May sometimes be Truth in Television, though it depends on the time and era. Modern zoos in many countries tend to avert this heavily, thanks to regulations and concerns for animal welfare. The US, Canada, and European countries have strict regulations on exhibits and must meet certain standards. However, this trope is played straight in countries and areas with few regulations.

Video Games
  • Working with the Video Game Cruelty Potential, this can easily be done in the Zoo Tycoon games. There are also several challenge mode games that involve fixing up zoos that keep the animals in these conditions.

Western Animation
  • In Avatar: The Last Airbender, Aang visits a zoo where the animals live in tiny, cramped exhibits. This is done less out of lack of concern for the animals' welfare and more out of the fact that the government wouldn't give the zoo any more money to improve conditions because kids weren't visiting the zoo. (because the zoo wasn't very good in the first place) Aang uses earthbending to create large, roomy enclosures outside the town's walls, enabling the animals to live comfortably.
  • In an episode of The Replacements, Riley is concerned about the welfare of animals living in a zoo.
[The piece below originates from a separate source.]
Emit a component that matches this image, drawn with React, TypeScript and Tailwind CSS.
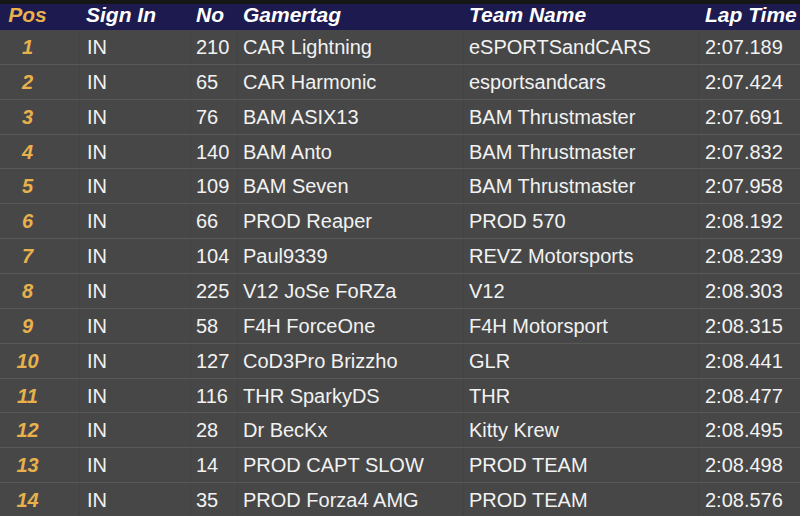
import React from "react";

const rows: [string, string, string, string, string][] = [
  ["1", "210", "CAR Lightning", "eSPORTSandCARS", "2:07.189"],
  ["2", "65", "CAR Harmonic", "esportsandcars", "2:07.424"],
  ["3", "76", "BAM ASIX13", "BAM Thrustmaster", "2:07.691"],
  ["4", "140", "BAM Anto", "BAM Thrustmaster", "2:07.832"],
  ["5", "109", "BAM Seven", "BAM Thrustmaster", "2:07.958"],
  ["6", "66", "PROD Reaper", "PROD 570", "2:08.192"],
  ["7", "104", "Paul9339", "REVZ Motorsports", "2:08.239"],
  ["8", "225", "V12 JoSe FoRZa", "V12", "2:08.303"],
  ["9", "58", "F4H ForceOne", "F4H Motorsport", "2:08.315"],
  ["10", "127", "CoD3Pro Brizzho", "GLR", "2:08.441"],
  ["11", "116", "THR SparkyDS", "THR", "2:08.477"],
  ["12", "28", "Dr BecKx", "Kitty Krew", "2:08.495"],
  ["13", "14", "PROD CAPT SLOW", "PROD TEAM", "2:08.498"],
  ["14", "35", "PROD Forza4 AMG", "PROD TEAM", "2:08.576"],
];

const grid = "grid grid-cols-[79px_111px_47px_226px_235px_1fr]";

export default function App() {
  return (
    <div
      className="w-[800px] h-[516px] overflow-hidden bg-[#474747] text-[#f2f2f2]"
      style={{ fontFamily: '"Liberation Sans", Arial, sans-serif' }}
    >
      <div className="h-[4px] bg-[#151515]" />
      <div className={`${grid} h-[26px] bg-[#1c1a4e] items-start text-[21px] leading-none font-bold italic text-white`}>
        <div className="w-[55px] text-center text-[#e8b14c]">Pos</div>
        <div className="pl-[7px]">Sign In</div>
        <div className="pl-[6px]">No</div>
        <div className="pl-[6px]">Gamertag</div>
        <div className="pl-[6px]">Team Name</div>
        <div className="pl-[7px] whitespace-nowrap">Lap Time</div>
      </div>
      {rows.map((r) => (
        <div
          key={r[0]}
          className={`${grid} h-[34.86px] border-b border-[#595959] text-[20px] items-stretch`}
        >
          <div className="flex items-center">
            <span className="w-[55px] text-center font-bold italic text-[#e8b14c]">{r[0]}</span>
          </div>
          <div className="flex items-center pl-[7px] border-l border-[#424242]">IN</div>
          <div className="flex items-center pl-[5px] border-l border-[#424242]">{r[1]}</div>
          <div className="flex items-center pl-[5px] border-l border-[#424242] whitespace-nowrap">{r[2]}</div>
          <div className="flex items-center pl-[5px] border-l border-[#424242] whitespace-nowrap">{r[3]}</div>
          <div className="flex items-center pl-[6px] border-l border-[#424242]">{r[4]}</div>
        </div>
      ))}
    </div>
  );
}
Fitting in with this trope, the animals live in tiny, cramped concrete cages with steel bars. Initially she blames the grumpy zookeeper and has him replaced with a crazy animal rights activist who releases all the animals. Naturally this turns out to be a bad idea, and Riley soon learns that the conditions weren't the zookeeper's fault: the owner of the zoo, a rich Corrupt Corporate Executive, didn't bother having conditions improved because he wanted to keep the money for himself. Eventually they threaten him into converting his golf course into a nice, roomy zoo for the animals.

Real Life
  • Sadly Truth in Television from time to time, though it mostly occurs in countries with few or no regulations, or those which have been wracked by war (c.f. the Berlin and Baghdad Zoos).